On Tuesday at RSA's security conference in London, Heiser revealed more details than have so far been known about of the attack, which RSA insists did not undermine the integrity of the entire system.
Heiser said both groups had been known to authorities before, although they were not known to work together.
"What does this tell us?" Heiser asked. "Our adversary was determined, persistent and very well coordinated. They knew what to look for and where to go."
RSA spotted the attack as it was underway using technology from NetWitness, a company it acquired in April, Heiser said. It is now believed that hackers gained access to RSA's systems by sending certain employees in EMC's human resources department an Excel spreadsheet that was rigged to exploit an Adobe Flash vulnerability, although RSA has not confirmed this.
Additionally, the hackers had knowledge about RSA's internal naming conventions used for hosts on its network as well as Active Directory -- a Microsoft product used for managing authentication of users on corporate networks -- which made their movements inside the system appear to be more legitimate.
"User names could match workstation names, which could make them a little more difficult to detect if you are not paying attention," said Eddie Schwartz, RSA's chief security officer.

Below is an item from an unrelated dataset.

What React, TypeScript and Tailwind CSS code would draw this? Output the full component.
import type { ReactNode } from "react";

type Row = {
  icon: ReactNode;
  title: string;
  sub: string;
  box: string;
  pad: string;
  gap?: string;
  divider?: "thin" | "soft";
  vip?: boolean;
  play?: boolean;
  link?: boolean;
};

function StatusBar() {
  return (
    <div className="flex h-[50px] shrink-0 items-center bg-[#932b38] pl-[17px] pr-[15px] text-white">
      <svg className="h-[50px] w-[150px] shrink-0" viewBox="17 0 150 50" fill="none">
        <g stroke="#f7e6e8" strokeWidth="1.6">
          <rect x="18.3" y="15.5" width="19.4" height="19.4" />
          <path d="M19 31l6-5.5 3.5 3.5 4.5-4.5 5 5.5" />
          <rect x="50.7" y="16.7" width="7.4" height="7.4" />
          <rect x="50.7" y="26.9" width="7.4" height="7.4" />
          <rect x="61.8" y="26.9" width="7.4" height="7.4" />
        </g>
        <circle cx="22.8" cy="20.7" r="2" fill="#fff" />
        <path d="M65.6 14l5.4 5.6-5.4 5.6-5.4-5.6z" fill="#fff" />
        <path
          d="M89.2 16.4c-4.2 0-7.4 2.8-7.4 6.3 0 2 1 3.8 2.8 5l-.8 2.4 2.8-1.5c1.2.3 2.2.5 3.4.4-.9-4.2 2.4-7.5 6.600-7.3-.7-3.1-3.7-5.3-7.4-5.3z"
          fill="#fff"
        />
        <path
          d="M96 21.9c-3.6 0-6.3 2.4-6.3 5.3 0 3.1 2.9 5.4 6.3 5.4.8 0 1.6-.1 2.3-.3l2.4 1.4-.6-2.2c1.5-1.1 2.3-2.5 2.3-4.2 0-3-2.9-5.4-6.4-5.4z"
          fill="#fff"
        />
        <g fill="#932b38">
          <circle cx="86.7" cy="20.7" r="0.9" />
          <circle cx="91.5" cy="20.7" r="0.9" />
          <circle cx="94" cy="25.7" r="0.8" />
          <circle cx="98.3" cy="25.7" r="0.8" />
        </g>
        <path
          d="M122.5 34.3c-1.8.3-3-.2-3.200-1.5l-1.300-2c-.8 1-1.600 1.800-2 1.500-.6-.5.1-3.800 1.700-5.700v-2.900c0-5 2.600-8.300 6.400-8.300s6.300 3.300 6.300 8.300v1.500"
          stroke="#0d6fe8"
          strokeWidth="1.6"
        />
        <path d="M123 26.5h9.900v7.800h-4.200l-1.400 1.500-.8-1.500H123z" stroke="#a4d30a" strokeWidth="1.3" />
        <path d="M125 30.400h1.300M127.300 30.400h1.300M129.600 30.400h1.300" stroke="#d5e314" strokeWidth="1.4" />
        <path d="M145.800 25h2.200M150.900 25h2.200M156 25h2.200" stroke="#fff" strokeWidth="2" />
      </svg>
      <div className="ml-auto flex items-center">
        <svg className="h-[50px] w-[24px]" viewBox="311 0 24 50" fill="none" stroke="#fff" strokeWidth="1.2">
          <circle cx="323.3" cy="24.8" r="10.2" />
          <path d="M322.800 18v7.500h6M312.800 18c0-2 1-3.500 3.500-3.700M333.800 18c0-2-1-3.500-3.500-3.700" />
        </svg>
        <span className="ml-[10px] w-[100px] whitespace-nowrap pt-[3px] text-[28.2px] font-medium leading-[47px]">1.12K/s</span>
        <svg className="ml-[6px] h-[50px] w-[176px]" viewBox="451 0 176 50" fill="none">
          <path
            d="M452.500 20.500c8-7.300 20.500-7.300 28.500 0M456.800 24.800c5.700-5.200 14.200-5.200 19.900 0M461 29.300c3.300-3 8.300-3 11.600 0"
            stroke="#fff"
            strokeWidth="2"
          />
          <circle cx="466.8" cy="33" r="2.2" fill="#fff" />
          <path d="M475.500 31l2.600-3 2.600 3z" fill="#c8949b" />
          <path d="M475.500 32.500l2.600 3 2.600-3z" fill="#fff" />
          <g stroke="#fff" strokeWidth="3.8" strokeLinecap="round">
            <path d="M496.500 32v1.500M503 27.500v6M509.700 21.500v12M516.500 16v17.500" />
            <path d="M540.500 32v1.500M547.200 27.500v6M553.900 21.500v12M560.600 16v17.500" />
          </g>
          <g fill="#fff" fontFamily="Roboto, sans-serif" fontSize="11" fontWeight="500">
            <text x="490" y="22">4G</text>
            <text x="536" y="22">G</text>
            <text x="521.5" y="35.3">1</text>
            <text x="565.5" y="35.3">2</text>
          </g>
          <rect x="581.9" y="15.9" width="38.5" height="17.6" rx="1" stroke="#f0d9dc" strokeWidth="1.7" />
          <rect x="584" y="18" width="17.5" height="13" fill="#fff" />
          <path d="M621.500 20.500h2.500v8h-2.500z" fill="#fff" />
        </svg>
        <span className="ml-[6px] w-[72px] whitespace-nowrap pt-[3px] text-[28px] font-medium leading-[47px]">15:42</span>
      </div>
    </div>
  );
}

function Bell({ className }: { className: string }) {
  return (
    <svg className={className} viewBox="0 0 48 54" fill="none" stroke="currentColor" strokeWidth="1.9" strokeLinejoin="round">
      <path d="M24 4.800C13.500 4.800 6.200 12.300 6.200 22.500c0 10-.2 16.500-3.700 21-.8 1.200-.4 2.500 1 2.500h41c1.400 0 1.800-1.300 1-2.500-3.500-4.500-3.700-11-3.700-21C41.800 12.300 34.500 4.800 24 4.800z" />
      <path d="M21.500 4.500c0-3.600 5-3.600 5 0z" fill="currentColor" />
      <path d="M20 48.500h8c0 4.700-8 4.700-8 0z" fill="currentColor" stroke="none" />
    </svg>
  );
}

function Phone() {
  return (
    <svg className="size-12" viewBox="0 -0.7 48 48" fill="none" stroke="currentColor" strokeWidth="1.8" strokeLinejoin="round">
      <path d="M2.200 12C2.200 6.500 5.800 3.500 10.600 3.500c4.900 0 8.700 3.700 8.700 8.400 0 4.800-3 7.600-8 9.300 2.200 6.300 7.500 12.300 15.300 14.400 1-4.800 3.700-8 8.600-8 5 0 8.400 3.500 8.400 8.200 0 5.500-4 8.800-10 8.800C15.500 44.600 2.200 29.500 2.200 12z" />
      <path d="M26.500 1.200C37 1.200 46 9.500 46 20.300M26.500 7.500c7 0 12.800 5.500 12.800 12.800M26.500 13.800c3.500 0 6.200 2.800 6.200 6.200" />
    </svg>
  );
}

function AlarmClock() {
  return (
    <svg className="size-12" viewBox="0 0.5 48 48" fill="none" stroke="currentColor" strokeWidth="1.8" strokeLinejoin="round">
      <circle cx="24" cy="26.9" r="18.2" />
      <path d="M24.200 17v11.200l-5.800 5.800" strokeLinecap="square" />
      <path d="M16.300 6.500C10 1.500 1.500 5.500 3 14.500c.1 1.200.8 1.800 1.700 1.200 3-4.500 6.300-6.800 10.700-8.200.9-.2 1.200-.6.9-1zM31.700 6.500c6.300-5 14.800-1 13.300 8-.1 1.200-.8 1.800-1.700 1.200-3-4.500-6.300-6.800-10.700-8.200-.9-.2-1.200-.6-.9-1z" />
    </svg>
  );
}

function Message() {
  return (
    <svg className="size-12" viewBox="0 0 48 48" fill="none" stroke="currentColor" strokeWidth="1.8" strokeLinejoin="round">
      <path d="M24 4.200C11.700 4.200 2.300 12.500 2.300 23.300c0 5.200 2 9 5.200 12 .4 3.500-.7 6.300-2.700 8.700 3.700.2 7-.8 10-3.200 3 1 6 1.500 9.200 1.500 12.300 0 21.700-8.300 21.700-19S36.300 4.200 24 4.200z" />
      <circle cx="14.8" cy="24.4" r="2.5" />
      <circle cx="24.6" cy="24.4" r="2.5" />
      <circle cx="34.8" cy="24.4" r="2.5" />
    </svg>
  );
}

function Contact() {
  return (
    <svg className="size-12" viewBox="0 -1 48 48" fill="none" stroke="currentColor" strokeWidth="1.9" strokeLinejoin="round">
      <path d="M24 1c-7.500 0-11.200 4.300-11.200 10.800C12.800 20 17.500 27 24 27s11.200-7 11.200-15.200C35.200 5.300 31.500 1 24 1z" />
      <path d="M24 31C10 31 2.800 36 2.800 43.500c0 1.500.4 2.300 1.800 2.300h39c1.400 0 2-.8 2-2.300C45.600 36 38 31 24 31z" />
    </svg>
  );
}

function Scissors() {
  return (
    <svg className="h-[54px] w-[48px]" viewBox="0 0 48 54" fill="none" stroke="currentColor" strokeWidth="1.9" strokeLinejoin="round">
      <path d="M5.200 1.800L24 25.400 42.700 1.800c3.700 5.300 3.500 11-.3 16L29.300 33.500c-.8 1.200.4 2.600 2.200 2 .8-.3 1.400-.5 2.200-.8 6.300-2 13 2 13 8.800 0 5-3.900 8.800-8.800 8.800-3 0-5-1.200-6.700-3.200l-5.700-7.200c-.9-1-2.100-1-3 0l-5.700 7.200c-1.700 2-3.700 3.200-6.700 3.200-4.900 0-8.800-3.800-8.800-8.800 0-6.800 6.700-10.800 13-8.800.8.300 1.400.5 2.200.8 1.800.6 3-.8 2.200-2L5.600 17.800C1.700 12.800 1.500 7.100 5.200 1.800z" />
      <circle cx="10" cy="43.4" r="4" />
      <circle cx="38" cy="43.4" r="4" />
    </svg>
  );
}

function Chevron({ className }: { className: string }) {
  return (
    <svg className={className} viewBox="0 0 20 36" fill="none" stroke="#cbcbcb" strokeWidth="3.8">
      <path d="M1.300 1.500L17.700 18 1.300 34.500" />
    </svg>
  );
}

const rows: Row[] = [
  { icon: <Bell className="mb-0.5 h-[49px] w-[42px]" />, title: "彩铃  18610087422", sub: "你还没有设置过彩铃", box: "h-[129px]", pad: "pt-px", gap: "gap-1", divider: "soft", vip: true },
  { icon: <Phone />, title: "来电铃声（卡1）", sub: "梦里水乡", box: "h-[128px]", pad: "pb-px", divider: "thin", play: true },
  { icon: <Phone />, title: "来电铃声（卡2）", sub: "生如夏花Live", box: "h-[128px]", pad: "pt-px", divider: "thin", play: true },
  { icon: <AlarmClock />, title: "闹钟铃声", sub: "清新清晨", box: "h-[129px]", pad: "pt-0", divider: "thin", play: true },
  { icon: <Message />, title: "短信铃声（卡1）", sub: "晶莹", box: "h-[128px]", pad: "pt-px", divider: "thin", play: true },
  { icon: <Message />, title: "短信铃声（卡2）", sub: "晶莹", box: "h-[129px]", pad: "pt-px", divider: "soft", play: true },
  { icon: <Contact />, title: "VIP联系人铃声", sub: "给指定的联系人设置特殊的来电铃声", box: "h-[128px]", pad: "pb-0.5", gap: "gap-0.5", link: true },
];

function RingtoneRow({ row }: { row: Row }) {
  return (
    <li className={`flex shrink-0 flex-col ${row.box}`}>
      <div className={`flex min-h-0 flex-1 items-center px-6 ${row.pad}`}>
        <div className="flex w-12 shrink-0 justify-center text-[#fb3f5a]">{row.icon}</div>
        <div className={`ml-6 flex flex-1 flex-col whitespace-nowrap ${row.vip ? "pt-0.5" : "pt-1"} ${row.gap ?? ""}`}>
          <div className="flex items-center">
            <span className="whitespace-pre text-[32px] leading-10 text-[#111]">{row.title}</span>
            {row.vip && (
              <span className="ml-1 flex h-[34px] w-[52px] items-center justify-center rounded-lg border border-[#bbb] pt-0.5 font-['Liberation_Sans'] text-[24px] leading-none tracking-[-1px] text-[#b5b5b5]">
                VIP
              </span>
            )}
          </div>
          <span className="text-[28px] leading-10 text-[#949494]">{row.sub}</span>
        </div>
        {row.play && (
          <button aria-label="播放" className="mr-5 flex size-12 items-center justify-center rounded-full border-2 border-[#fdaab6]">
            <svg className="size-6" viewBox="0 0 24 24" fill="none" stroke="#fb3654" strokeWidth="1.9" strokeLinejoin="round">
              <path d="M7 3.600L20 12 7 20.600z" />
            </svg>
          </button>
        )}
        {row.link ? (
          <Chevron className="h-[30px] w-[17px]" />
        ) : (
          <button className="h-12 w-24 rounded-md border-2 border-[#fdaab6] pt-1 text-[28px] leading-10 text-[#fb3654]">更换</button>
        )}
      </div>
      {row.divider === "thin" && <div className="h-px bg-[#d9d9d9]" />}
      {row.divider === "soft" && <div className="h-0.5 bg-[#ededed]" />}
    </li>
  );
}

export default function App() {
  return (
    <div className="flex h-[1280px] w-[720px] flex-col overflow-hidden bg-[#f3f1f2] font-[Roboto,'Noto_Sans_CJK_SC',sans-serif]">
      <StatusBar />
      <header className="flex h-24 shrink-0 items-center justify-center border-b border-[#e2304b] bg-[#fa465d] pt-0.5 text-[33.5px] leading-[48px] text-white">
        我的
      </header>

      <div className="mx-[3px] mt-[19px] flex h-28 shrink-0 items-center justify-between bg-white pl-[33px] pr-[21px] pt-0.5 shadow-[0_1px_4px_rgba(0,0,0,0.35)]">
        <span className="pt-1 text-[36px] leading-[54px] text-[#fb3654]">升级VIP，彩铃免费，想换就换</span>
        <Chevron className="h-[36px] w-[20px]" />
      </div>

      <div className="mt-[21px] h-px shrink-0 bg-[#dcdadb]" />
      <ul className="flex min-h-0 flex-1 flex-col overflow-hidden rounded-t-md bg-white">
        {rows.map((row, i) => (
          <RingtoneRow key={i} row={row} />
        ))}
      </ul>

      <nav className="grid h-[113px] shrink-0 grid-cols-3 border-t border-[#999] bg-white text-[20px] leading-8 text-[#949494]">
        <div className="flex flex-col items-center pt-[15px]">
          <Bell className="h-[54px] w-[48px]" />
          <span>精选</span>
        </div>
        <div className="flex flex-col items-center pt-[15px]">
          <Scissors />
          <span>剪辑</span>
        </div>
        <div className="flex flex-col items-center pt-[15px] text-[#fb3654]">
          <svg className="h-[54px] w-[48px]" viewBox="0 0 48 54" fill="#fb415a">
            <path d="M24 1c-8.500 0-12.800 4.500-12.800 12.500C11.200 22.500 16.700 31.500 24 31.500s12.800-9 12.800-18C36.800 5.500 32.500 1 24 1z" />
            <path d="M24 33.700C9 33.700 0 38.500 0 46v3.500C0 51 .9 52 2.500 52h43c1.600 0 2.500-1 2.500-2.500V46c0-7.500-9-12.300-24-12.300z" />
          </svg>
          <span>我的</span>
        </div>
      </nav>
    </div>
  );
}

Heiser said the attacks were sophisticated: they used advanced techniques to connect to RSA's systems and used different malware, some of which was compiled just hours before an attack. The information stolen was compressed and encrypted before it was exfiltrated, making it more difficult to identify.
RSA went into lock-down mode, giving employees free food round-the-clock for a month while they investigated. The two hacker groups stole specific information about SecurID, but RSA has declined to explain what was stolen. Coviello said on Tuesday that the "piece of information was important" but it was only one piece of information.
But RSA's follow-up with its customers was slow, causing widespread concern that SecurID was broken. RSA has offered to replace SecurID tokens for customers, although Coviello said that a relatively small number of customers requested that.
The motive for the attack against RSA was clearly to gain access to U.S. defense-related technology, Heiser said. RSA reached out to about 500 of its top customers while also using its partner network to contact others. Nonetheless, many companies felt left out of the loop, wondering if their systems were vulnerable.
"We had our trial by fire," Heiser said. "Many stakeholders felt we could have done more and we should have done more sooner, and to those customers we inconvenienced, we truly apologize."
Heiser said media reports have not always been accurate. To date, there has been only one attack that tried to use the SecurID information taken from RSA. The company attacked -- which Heiser did not identify -- was in the defense industry, but the attack was ultimately unsuccessful. The RSA breach is believed to have threatened companies including Lockheed Martin, L-3 and Northrop Grumman.
RSA withheld more detailed information because it didn't want to give the attackers an idea of what RSA knew about them, Heiser said. There was also fear that another group might try to mount a quick attack.
"They were stealthy but they did leave some information behind," Heiser said.